Notifications can be managed in browser preferences.

The Scientology case is about freedom: now how about Jedi?

During Britain’s long Christian twilight, traditional believers have routinely complained about the rise of what they see as wacky sects and fringe faiths

Boyd Tonkin
Friday 13 December 2013 20:43 GMT
Comments
(Getty Images)

Everyone likes a good anniversary. Yet one bicentenary seems to have slipped right under the media radar this year. Despite its soporific title, the Doctrine of the Trinity Act of 1813 did something truly revolutionary. Through an amendment to the Blasphemy Act, it gave legal protection to Unitarian worship after three centuries during which religious radicals in England who denied the divinity of Jesus Christ had faced vilification, ostracism, persecution, the prison cell – and, in some cases, the burning pyre.

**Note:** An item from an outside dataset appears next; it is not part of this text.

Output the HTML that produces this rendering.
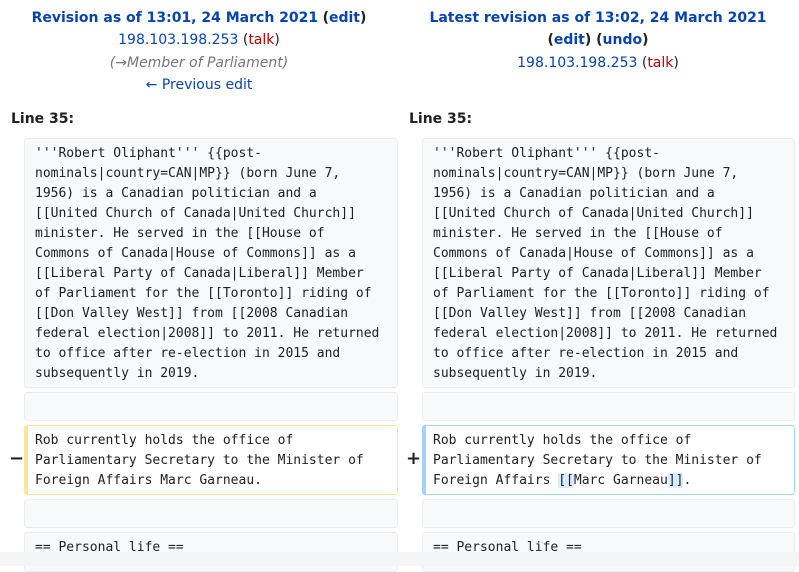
<!DOCTYPE html>
<html><head><meta charset="utf-8"><style>
body{margin:0;width:799px;height:566px;overflow:hidden;background:#fff;font-family:"DejaVu Sans","Liberation Sans",sans-serif;color:#202122;position:relative}
.h{position:absolute;width:398px;text-align:center;font-size:14px;line-height:22.4px}
a{color:#0645ad;text-decoration:none}
.r{color:#ba0000}
.i{color:#72777d;font-style:italic}
.b{font-weight:bold}
.ln{position:absolute;font-weight:bold;font-size:14px;top:111px}
.box{position:absolute;box-sizing:border-box;background:#f8f9fa;border:1px solid #eaecf0;border-radius:3px;font-family:"DejaVu Sans Mono","Liberation Mono",monospace;font-size:13px;line-height:20px;padding:5px 10px 4px;white-space:pre;color:#202122}
.L{left:24px;width:374px}.R{left:422px;width:373px}
.del{background:#fff;border:1px solid #ffe49c;border-left:4px solid #ffe49c;padding-left:7px}
.add{background:#fff;border:1px solid #a3d3ff;border-left:4px solid #a3d3ff;padding-left:7px}
.hl{background:#d8ecff;border-radius:2px}
.m{position:absolute;font-weight:bold;font-size:18px}
</style></head><body>
<div class="h" style="left:0;top:7px"><a class="b" href="#">Revision as of 13:01, 24 March 2021</a> <span class="b">(<a href="#">edit</a>)</span><br><a href="#">198.103.198.253</a> (<a class="r" href="#">talk</a>)<br><span class="i">(→Member of Parliament)</span><br><a href="#">← Previous edit</a></div>
<div class="h" style="left:399px;top:7px"><a class="b" href="#">Latest revision as of 13:02, 24 March 2021</a><br><span class="b">(<a href="#">edit</a>) (<a href="#">undo</a>)</span><br><a href="#">198.103.198.253</a> (<a class="r" href="#">talk</a>)</div>
<div class="ln" style="left:11px">Line 35:</div>
<div class="ln" style="left:409px">Line 35:</div>
<div class="box L" style="top:138px;height:250px">'''Robert Oliphant''' {{post-
nominals|country=CAN|MP}} (born June 7,
1956) is a Canadian politician and a
[[United Church of Canada|United Church]]
minister. He served in the [[House of
Commons of Canada|House of Commons]] as a
[[Liberal Party of Canada|Liberal]] Member
of Parliament for the [[Toronto]] riding of
[[Don Valley West]] from [[2008 Canadian
federal election|2008]] to 2011. He returned
to office after re-election in 2015 and
subsequently in 2019.</div>
<div class="box R" style="top:138px;height:250px">'''Robert Oliphant''' {{post-
nominals|country=CAN|MP}} (born June 7,
1956) is a Canadian politician and a
[[United Church of Canada|United Church]]
minister. He served in the [[House of
Commons of Canada|House of Commons]] as a
[[Liberal Party of Canada|Liberal]] Member
of Parliament for the [[Toronto]] riding of
[[Don Valley West]] from [[2008 Canadian
federal election|2008]] to 2011. He returned
to office after re-election in 2015 and
subsequently in 2019.</div>
<div class="box L" style="top:392px;height:29px"></div>
<div class="box R" style="top:392px;height:29px"></div>
<div class="m" style="left:9px;top:448px">−</div>
<div class="m" style="left:406px;top:448px">+</div>
<div class="box L del" style="top:425px;height:70px">Rob currently holds the office of
Parliamentary Secretary to the Minister of
Foreign Affairs Marc Garneau.</div>
<div class="box R add" style="top:425px;height:70px">Rob currently holds the office of
Parliamentary Secretary to the Minister of
Foreign Affairs <span class="hl">[[</span>Marc Garneau<span class="hl">]]</span>.</div>
<div class="box L" style="top:499px;height:29px"></div>
<div class="box R" style="top:499px;height:29px"></div>
<div class="box L" style="top:532px;height:40px">== Personal life ==</div>
<div class="box R" style="top:532px;height:40px">== Personal life ==</div>
<div style="position:absolute;left:0;top:552px;width:799px;height:14px;background:#f4f5f6;z-index:10"></div>
</body></html>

Edward Wightman, a Staffordshire cloth merchant, was the last man burned for heresy in England. He died in agony at Lichfield in 1612 in large part because he rejected the Trinitarian belief that orthodox Christianity grants divine status to Father, Son and Holy Spirit, three persons but one essence. Wightman had recanted once already, when he began to feel the flames. Condemned again, and led back to the stake, he tried a second time to save himself, but “for all his crying the sheriff told him he should cost him no more and commanded faggots to be set to him whence roaring, he was burned to ashes”.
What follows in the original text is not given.